The answer, it turned out, was a resounding no, as neither major party candidate weighed in substantively on the issue.

CoinDesk spent much of the past year and a half attempting to engage with the campaigns of Democratic nominee Hillary Clinton and Republican nominee Donald Trump to no avail. Phone calls to their respective headquarters in Brooklyn and Manhattan went unanswered.

We saw Clinton's campaign pay lip service to the tech in a broad policy statement, only to learn months later that her senior campaign officials saw the digital currency as "too Libertarian" to accept. In one case, spokeswoman Hope Hicks declined comment by email – a degree of responsiveness the Clinton campaign would fail to achieve.

We thought we might get lucky. In the end, to quote Donald Trump, we were wrong. Nor did the campaigns of early hopefuls like Ted Cruz and Bernie Sanders engage with us either (though there was a promising start in the latter case).

Ultimately, none of the major candidates would go on the record with any publication about the tech or the sweeping changes it promises to bring to industries and consumers.

Yet, this isn’t to say the election didn’t have its moments.

Kentucky Senator Rand Paul spoke openly about bitcoin, as did Libertarian presidential candidate Gary Johnson, both of whom accepted donations in the digital currency. (We also asked the campaign for Green Party candidate Jill Stein what they thought, but our calls went unreturned).

Minor progress

Still, in the midst of it all, we saw Congress push for broad action on the tech (in as legally nonbinding a way as possible). One proposal even sought to potentially rethink how we manage health care for veterans using blockchain.

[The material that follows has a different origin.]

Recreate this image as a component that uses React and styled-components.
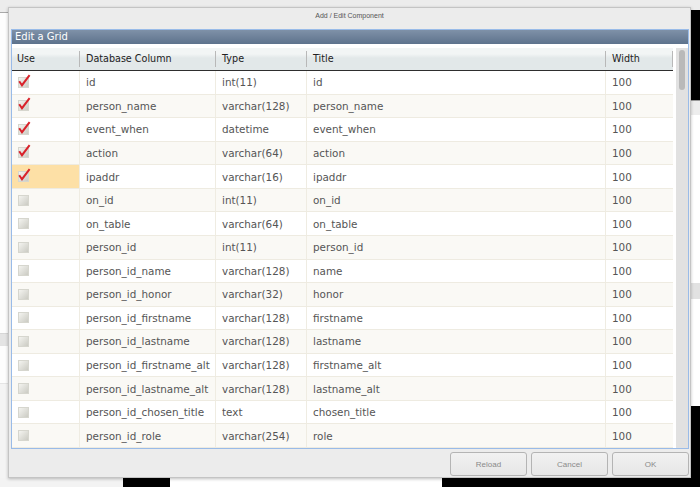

We also saw the start of a process at the top US elections watchdog to perhaps reclassify what a bitcoin donation is exactly. Along the way, some would speculate that particular winners might push bitcoin markets this way or that.

So, there was movement, albeit in a piecemeal fashion.

One could even argue that the stage was set for 2020 to be the presidential election year that bitcoin and blockchain become a campaign issue or even gets asked about in a presidential debate (our attempts to get a bitcoin question into the Democratic Party and GOP debates in New Hampshire were unsuccessful).